IBN寮物語—新入寮生歓迎会2—
鹿本が小鹿のようにプルプルと震えて立ち上がれずに腰砕けになっているのを見て、アルコールのアレルギー反応が出ていると全員が思った。鹿本は金属アレルギーを持っているので、アルコールアレルギーを持っていてもおかしくない。

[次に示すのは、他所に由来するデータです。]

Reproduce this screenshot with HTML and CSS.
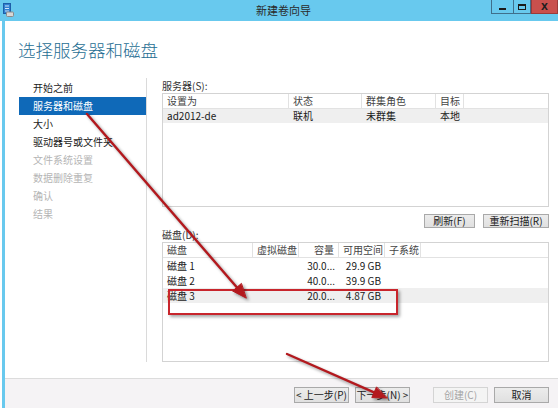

と新入寮生が思っていると、先輩たちが数名立ち上がり、鹿本の手を彼らの肩に乗せて担ぎ込むように、便所に連れて行った。そして、「鹿本、吐け」と言う。鹿本も吐こうとしているのだが、うまく吐けない。そうすると先輩が「中指を立てて、喉の奥をつけ」と具体的な指示が出た。鹿本がその通りにすると、多少吐けた。しかし、全部吐けたかどうかは確かではない。そうすると、一人の先輩が自分の左手の中指を突き立てて、鹿本の喉を押し出し始めた。すると、鹿本が先ほど飲んだ物はおろか、さきほど食べた焼きそばや何やらが大量に出てきた。左手の中指を立てる行為には象徴的な意味しかないと思っていたが、具体的に使用する場面を初めて見た。ただ、どちらも意味は同じで、"F*ck you"だ。
先輩が吐しゃ物の量を確認すると、便所でその吐しゃ物を流し、まるで慣れた外科医のように、自分の手を便所についた流し台で洗いながら、新入寮生の私と猪俣を指名して「鹿本を1談(1階談話室で新入寮生の寝室)に連れていけ。横向きで寝かせといて、しばらく様子を見てろ。呼吸が乱れたり、声をかけても反応しなくなったりしたら、すぐに知らせろ。」と言う。鹿本の両腕を私と猪俣の肩に乗せて、一階談話室に向かう。そこで、鹿本の布団を敷いて、指示通り、彼を横向きに寝かせて、様子を見ている。「鹿本、大丈夫かー」と声をかけると、「ありがとうー。大丈夫―」とか細い声で言っている。
猪俣が鹿本の腹の上下運動から呼吸の数をカウントし、呼吸数に乱れがないかどうかを確認している。私は5分おきに「鹿本―」と声をかけ、「あいー」という鹿本の反応を確かめている。私も猪俣もこの作業に二人もいらないということは当に気づいているが、二人ともこの作業を黙々とする。というのも、お互い口には出さないが、鹿本の介助という名目でずっと1階談話室に居続ければ、「口上(こうじょう)指名」の嵐となっている4階談話室に戻らなくてもいいのでは、という下心があるからである。
それから30分ほど経った頃であろうか、先ほどの先輩が入ってきて、「鹿本―」と急に声をかけるので、鹿本が「あいー」とか細く答える。そして、先輩が鹿本の首元を触り、「平熱だな」と言い、「息苦しいか?」と聞くので、「息苦しくはないですー」と鹿本が言う。そして、その先輩が鹿本の様子を我々から聞き取った後、「お疲れ様。後は俺が見ているから、お前らは4談(4階談話室)に戻れ。口上(こうじょう)してないだろう」と言う。この声掛けは優しいのか、厳しいのか判断はつかないが、とりあえず、猪俣と一緒にしぶしぶ4階談話室に戻る。
なお、これ以降、鹿本は口上(こうじょう)をしなくても良くなったのだが、数年後に鹿本が無事物理学科に3年時転入を果たしたときに細やかな祝賀会が開かれた。そこで、鹿本が日本酒を飲んでいることがIBN寮内で知れ渡ることがあった。その後、「なんでお前が日本酒を飲んでいる?アルコールは飲めないんじゃないのか?」と私が問い詰めると、「いやーわしゃ、あーいー飲み会が嫌じゃけ、潰れたフリをしたんじゃ。今はアルコール分解も化学式で書けるしのー」と朗らかに言っていた。どうやら、IBN寮内の全員が鹿本に一杯食わされたようである。振り返れば、鹿本のこの対応が口上(こうじょう)に対する最も優れた戦略だったと言える。
が、このときはまだ、私と猪俣は口上(こうじょう)指名の嵐の中に戻らなければならない運命にある。